Exercise instructions:
From the entries below, report how many lines contain the string "this". Give only that number.

Records with interface code
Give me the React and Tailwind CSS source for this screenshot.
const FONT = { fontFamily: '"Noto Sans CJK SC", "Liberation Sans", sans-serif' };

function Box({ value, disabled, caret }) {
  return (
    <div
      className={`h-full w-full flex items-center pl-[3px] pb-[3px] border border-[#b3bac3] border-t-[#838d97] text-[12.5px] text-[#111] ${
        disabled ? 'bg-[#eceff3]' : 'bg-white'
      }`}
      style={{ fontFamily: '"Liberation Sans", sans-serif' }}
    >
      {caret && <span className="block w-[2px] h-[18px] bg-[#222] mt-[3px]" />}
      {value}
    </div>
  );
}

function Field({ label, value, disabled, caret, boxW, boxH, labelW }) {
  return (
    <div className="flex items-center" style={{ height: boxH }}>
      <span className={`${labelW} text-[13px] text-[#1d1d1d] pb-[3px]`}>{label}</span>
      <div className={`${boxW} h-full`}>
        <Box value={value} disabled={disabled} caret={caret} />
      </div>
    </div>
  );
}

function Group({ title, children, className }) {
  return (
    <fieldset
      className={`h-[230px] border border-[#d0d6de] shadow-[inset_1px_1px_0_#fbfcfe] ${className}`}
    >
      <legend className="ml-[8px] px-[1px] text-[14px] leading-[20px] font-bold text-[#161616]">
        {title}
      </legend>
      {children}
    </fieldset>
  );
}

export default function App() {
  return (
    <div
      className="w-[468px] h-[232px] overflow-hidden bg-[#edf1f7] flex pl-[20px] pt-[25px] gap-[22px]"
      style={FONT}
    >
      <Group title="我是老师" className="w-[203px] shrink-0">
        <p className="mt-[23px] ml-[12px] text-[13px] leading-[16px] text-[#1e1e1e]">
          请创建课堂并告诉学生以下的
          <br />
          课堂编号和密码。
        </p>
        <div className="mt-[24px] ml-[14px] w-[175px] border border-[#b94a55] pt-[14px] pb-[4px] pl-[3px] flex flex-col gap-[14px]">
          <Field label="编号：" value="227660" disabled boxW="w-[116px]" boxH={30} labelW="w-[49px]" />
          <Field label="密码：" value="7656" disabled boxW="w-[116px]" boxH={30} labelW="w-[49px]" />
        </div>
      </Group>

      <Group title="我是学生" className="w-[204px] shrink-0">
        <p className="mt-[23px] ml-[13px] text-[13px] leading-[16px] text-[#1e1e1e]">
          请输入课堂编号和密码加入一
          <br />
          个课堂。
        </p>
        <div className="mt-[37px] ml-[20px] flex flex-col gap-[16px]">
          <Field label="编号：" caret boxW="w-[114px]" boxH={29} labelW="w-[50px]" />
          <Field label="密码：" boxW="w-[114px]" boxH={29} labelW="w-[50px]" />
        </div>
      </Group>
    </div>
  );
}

--

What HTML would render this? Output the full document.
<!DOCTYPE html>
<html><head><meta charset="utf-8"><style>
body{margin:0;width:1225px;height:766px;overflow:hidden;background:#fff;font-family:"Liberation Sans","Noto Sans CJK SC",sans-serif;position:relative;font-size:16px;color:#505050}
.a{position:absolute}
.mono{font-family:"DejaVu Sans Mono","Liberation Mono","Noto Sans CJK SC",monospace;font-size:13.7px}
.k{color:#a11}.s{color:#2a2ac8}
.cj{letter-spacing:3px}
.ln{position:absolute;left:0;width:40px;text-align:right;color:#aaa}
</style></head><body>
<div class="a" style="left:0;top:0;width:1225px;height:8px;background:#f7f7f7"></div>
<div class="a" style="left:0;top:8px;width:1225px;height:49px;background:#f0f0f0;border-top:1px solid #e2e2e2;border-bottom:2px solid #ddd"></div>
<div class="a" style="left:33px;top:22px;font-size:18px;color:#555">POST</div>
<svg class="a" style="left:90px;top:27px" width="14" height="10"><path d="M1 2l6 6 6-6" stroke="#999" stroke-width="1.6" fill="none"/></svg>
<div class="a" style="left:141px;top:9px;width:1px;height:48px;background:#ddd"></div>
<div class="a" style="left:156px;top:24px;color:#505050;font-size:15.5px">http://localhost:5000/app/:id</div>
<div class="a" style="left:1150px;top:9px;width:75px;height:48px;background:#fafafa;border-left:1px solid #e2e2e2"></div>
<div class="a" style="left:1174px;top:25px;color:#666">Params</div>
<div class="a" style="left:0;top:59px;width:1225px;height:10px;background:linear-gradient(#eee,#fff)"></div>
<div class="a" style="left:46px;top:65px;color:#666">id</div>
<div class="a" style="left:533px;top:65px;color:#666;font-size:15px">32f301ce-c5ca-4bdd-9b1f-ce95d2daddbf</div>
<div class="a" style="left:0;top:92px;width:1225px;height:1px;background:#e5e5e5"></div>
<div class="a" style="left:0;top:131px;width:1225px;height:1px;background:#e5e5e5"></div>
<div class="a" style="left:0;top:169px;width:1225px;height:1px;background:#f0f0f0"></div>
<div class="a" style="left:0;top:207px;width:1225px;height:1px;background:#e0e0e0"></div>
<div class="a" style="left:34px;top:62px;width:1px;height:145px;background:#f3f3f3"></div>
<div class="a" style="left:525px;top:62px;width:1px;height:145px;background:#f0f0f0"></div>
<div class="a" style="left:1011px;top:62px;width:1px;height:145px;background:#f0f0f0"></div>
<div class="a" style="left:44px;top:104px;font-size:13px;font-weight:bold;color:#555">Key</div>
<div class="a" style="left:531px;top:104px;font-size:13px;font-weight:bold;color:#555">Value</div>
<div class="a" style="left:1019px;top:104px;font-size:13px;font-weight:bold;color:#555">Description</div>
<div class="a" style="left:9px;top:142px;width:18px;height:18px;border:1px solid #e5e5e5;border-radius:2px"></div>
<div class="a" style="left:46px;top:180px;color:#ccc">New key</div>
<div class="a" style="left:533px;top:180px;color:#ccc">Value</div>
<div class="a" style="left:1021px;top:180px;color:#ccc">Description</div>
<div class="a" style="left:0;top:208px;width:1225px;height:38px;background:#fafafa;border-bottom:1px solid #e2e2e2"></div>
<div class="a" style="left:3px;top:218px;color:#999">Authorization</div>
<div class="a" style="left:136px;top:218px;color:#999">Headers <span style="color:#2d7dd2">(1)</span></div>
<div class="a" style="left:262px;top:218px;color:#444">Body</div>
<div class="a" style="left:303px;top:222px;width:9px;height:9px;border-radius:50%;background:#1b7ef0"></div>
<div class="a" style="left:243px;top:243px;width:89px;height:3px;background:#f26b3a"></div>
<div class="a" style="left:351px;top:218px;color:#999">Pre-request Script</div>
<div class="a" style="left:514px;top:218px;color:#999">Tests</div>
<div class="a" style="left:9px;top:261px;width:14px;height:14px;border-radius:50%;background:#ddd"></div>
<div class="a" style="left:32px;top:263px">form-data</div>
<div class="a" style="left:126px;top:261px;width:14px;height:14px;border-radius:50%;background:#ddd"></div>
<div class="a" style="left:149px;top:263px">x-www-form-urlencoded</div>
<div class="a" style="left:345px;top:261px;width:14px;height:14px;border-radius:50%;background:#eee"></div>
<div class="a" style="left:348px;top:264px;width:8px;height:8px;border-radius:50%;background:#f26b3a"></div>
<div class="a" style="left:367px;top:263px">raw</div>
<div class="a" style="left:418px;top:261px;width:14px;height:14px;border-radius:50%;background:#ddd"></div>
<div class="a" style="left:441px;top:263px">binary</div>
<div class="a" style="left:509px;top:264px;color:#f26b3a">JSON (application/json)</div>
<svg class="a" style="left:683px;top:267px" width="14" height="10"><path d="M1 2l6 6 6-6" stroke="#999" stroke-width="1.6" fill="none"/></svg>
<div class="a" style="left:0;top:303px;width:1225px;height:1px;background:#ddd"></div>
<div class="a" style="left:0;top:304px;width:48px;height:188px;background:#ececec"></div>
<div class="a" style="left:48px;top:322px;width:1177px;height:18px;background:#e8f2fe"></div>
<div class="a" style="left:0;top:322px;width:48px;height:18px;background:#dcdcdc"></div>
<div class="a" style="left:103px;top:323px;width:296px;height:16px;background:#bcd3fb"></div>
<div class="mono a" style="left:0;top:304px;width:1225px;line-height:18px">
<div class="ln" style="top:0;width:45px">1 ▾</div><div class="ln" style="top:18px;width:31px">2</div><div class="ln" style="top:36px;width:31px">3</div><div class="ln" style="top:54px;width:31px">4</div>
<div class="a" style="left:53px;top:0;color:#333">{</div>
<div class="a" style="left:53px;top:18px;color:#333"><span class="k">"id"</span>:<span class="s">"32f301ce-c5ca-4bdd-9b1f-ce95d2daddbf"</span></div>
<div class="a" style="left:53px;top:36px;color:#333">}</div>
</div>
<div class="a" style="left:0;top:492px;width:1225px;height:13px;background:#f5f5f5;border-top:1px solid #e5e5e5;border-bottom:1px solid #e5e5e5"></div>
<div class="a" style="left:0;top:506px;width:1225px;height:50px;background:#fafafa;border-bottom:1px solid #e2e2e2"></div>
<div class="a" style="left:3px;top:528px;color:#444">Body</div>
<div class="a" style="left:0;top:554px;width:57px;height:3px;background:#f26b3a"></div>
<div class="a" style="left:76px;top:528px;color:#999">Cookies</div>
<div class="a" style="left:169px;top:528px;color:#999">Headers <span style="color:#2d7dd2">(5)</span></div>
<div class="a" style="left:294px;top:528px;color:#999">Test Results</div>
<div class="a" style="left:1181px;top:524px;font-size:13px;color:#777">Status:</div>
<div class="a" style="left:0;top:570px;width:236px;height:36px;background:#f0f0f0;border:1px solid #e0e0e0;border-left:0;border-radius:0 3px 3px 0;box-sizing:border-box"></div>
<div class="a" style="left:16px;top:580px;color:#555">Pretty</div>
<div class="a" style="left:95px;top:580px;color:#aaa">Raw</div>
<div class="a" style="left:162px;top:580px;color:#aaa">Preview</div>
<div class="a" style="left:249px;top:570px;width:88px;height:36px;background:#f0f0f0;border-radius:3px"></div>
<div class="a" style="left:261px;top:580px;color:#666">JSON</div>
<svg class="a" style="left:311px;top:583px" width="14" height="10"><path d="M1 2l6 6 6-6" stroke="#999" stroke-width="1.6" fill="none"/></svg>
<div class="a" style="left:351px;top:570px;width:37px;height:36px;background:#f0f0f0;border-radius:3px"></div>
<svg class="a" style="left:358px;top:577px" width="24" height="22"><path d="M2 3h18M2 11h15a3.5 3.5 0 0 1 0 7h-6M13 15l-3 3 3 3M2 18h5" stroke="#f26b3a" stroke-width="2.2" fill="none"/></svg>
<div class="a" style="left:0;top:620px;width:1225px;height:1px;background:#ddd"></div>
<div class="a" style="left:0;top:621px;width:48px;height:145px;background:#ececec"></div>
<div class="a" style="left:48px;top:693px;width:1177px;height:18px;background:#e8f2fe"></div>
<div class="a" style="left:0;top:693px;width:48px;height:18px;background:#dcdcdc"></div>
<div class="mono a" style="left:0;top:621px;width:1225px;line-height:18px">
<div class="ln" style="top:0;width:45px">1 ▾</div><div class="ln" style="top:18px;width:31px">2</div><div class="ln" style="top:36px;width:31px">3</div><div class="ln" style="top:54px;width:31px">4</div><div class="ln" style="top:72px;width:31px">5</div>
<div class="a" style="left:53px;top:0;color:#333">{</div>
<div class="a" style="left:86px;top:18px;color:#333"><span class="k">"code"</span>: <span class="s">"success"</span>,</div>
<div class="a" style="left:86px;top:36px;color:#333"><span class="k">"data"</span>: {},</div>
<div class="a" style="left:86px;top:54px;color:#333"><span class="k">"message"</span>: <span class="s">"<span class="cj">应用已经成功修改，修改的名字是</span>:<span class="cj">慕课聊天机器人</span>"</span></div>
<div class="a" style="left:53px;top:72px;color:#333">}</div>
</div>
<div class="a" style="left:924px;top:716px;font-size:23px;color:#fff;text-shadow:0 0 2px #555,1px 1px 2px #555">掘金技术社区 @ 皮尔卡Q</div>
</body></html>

Response to the task:
2